Although there has been no correlation study here, it seems certain that being in tech for tech’s sake (a) just doesn’t cut it anymore, and (b) was (still is) vulnerable – and, as a result, so were the people who held those jobs. The note of optimism here is that their formidable IT skills could help get them to those newly-defined career paths. In other words and in simple terms, doing IT in a field that’s not primarily IT.

That’s existential and particularly apt in light of the tidal wave of tech sector layoffs that is not going to end soon.
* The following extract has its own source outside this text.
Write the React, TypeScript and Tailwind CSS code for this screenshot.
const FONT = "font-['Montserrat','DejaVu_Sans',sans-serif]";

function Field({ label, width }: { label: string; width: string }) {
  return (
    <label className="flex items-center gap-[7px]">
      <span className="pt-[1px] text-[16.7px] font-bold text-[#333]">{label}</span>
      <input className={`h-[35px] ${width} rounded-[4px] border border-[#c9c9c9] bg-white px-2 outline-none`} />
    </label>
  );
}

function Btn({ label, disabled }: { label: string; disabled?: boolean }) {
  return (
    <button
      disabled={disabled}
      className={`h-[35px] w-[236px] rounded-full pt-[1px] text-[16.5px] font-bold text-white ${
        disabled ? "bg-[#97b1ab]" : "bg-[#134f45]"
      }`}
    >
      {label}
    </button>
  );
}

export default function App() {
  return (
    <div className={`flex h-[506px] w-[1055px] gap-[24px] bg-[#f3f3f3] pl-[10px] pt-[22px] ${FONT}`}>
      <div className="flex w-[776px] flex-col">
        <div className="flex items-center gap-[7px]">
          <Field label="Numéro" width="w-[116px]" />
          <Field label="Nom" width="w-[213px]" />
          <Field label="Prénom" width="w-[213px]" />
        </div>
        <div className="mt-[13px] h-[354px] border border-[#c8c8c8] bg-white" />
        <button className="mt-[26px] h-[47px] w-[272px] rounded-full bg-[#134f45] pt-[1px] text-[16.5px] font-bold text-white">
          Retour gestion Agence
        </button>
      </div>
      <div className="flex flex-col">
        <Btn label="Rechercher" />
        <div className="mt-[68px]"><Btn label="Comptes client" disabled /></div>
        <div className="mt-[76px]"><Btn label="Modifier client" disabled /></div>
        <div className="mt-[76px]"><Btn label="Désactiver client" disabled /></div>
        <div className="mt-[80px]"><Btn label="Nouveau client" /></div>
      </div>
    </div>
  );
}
Being in tech just for the sake of being in tech can be highly lucrative, for sure, but the data show the risk. Tech’s loss of 170 thousand jobs represents 14% of the jobs created in the same period of time. Stop and think about that for a minute. For every seven jobs created elsewhere, one tech job went up in smoke. Or, shall we say, deleted. Otherwise stated, nearly 1.4 million jobs have been created just in the first three months of this year; it’s just that 170 thousand of them were canceled out as if, on a macro basis, they didn’t happen at all.

Will there be an end to this? Of course, but not soon. That adjusting that Cherena Walker talked about is obviously still in progress.

The tide is still rising but apparently there are still ships not rising with it.